What is needed: Repeat everything from the first line of the listing below through the line that contains "import React from", exactly. Leave out pictures.

Recorded information:
◆ ◆ ◆ ◆ ◆ ◆ ◆

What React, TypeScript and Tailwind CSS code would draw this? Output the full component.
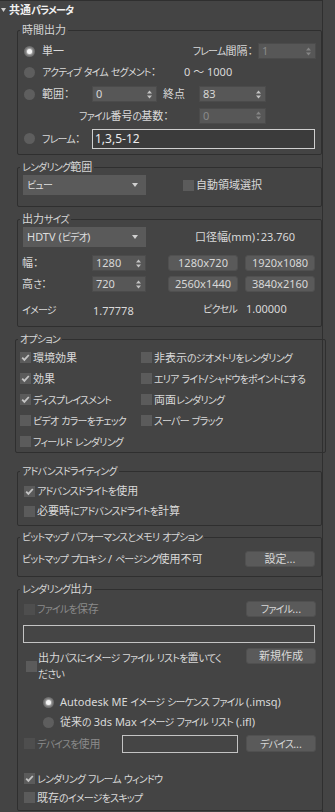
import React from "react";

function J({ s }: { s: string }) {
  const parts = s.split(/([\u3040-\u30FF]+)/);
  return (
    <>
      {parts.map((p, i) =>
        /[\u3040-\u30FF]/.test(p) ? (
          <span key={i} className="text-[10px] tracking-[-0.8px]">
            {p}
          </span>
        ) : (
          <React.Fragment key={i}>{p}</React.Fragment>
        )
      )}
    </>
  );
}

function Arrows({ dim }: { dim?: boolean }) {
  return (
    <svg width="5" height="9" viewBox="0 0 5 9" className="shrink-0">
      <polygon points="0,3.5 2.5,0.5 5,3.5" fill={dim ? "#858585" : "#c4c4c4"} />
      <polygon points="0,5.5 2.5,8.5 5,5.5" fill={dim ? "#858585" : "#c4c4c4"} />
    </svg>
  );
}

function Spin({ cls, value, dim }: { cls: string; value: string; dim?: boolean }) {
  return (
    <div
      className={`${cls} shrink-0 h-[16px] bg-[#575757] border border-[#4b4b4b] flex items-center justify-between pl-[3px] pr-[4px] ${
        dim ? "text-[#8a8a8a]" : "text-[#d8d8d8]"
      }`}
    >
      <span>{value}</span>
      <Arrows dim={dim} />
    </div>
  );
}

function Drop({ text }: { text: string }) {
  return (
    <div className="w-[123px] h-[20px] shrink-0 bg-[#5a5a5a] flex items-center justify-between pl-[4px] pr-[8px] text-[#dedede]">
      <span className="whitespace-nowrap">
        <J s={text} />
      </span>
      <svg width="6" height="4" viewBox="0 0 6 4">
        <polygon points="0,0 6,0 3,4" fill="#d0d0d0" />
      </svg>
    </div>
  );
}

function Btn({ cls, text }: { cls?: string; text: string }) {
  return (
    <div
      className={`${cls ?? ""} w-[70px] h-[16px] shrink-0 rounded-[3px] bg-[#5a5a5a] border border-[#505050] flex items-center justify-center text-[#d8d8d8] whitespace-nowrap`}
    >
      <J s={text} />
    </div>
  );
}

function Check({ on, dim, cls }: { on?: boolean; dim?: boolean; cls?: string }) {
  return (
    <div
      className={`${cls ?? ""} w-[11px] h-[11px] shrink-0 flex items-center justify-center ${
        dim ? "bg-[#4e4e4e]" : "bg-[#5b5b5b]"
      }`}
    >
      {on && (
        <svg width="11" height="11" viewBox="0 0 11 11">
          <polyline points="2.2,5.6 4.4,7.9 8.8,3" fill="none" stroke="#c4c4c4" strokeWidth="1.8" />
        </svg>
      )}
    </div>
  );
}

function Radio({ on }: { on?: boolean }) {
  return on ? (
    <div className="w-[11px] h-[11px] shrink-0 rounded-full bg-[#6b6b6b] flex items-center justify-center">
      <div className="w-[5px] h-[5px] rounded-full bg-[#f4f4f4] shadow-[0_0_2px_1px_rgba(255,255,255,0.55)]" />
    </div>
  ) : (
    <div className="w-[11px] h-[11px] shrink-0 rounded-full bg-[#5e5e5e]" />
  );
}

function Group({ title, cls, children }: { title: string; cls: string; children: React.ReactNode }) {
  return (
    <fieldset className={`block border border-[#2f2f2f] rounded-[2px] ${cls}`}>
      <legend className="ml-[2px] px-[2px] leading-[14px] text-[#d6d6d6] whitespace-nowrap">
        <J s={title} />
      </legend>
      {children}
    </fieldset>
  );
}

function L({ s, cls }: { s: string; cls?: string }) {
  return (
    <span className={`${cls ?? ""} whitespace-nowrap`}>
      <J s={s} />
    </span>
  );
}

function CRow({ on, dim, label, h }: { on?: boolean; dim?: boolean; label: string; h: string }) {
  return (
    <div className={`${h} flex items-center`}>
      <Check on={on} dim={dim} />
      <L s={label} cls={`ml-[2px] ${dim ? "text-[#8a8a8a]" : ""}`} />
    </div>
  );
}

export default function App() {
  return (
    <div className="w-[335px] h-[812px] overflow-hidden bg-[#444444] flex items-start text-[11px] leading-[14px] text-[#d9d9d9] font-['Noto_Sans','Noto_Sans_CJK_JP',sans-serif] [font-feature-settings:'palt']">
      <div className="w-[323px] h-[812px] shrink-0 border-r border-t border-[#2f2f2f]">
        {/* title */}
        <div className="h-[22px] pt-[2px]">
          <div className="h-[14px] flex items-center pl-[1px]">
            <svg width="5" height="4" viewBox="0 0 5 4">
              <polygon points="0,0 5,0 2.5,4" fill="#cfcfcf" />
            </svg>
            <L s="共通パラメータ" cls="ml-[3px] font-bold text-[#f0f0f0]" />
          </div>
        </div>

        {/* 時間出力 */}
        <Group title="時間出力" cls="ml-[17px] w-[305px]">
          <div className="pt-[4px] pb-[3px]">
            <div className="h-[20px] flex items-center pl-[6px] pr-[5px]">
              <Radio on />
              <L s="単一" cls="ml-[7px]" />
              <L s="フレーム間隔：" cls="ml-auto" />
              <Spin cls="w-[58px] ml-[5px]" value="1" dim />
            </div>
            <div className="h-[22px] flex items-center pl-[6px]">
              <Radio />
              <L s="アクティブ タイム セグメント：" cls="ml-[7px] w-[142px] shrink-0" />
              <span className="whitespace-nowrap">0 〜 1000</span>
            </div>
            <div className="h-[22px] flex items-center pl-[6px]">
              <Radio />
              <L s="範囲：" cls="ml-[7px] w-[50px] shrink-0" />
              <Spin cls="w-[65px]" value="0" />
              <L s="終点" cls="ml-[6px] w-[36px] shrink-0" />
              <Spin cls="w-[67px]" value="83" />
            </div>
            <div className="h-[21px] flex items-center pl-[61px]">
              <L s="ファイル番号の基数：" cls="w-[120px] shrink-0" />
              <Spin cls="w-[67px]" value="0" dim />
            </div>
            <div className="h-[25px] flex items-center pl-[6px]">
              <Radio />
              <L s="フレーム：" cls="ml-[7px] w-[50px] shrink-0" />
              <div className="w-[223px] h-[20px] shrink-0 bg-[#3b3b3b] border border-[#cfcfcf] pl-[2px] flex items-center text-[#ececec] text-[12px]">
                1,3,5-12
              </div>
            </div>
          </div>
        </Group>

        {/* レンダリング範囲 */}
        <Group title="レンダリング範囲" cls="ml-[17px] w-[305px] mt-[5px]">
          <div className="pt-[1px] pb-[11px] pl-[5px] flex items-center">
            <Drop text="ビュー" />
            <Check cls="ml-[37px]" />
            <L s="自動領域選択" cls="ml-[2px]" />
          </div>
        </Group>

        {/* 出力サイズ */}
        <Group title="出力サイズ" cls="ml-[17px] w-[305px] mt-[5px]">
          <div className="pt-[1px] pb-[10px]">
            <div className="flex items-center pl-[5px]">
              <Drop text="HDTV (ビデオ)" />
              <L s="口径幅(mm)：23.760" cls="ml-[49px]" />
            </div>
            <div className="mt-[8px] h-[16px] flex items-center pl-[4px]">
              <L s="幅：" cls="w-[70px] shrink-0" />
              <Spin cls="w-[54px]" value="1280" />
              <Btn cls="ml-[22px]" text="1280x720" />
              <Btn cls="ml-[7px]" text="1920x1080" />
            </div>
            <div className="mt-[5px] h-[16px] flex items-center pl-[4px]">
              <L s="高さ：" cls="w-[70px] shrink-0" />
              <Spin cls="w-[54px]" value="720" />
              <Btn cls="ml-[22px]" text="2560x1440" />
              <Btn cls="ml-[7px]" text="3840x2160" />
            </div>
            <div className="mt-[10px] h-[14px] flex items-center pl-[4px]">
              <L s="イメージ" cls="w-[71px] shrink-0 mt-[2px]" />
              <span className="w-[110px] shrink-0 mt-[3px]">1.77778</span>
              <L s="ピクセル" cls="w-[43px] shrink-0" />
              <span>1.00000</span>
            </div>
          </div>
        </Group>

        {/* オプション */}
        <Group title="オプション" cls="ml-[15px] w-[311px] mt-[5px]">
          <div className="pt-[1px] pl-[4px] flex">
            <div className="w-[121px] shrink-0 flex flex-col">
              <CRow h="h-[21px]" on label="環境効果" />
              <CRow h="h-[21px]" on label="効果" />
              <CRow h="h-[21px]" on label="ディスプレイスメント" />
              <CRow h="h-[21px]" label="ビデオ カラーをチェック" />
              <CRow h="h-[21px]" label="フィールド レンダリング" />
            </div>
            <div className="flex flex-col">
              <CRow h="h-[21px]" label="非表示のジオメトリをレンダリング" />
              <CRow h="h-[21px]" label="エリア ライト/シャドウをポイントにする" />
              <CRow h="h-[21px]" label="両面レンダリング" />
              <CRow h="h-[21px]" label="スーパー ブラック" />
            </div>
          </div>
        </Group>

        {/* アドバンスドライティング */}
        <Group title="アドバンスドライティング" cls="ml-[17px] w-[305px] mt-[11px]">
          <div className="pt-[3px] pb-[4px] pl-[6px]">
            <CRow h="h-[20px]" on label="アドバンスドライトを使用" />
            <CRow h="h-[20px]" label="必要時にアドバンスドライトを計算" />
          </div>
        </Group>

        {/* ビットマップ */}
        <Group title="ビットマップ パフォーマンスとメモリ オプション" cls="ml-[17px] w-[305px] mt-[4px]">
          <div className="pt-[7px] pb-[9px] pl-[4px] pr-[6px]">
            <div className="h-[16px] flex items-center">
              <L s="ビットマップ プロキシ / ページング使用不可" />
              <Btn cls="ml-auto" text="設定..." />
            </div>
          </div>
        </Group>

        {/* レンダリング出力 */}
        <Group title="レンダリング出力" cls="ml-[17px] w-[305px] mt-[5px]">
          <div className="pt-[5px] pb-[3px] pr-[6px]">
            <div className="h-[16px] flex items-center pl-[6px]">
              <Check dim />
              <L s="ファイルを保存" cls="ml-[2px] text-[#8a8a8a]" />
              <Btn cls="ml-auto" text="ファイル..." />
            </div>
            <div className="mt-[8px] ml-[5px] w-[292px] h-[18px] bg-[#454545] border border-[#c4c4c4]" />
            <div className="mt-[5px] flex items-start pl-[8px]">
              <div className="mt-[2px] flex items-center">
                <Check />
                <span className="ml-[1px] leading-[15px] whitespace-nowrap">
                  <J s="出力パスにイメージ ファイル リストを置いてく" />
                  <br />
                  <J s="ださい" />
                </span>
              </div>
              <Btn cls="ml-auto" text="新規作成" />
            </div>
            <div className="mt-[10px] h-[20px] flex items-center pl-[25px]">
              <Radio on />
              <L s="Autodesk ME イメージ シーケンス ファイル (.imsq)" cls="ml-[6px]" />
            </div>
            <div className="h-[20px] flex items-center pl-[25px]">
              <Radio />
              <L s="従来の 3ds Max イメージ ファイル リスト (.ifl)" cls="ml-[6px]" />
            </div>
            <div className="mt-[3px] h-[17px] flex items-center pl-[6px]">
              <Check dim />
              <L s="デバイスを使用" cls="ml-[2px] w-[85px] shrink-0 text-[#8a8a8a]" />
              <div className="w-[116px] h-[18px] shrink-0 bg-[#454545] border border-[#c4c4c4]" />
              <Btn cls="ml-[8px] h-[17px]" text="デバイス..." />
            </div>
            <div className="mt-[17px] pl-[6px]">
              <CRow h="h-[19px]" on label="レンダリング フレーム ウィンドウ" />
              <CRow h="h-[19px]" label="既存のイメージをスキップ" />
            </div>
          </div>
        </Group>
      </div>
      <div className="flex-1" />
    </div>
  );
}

◆ ◆ ◆ ◆ ◆ ◆ ◆

Correct response:
What React, TypeScript and Tailwind CSS code would draw this? Output the full component.
import React from "react";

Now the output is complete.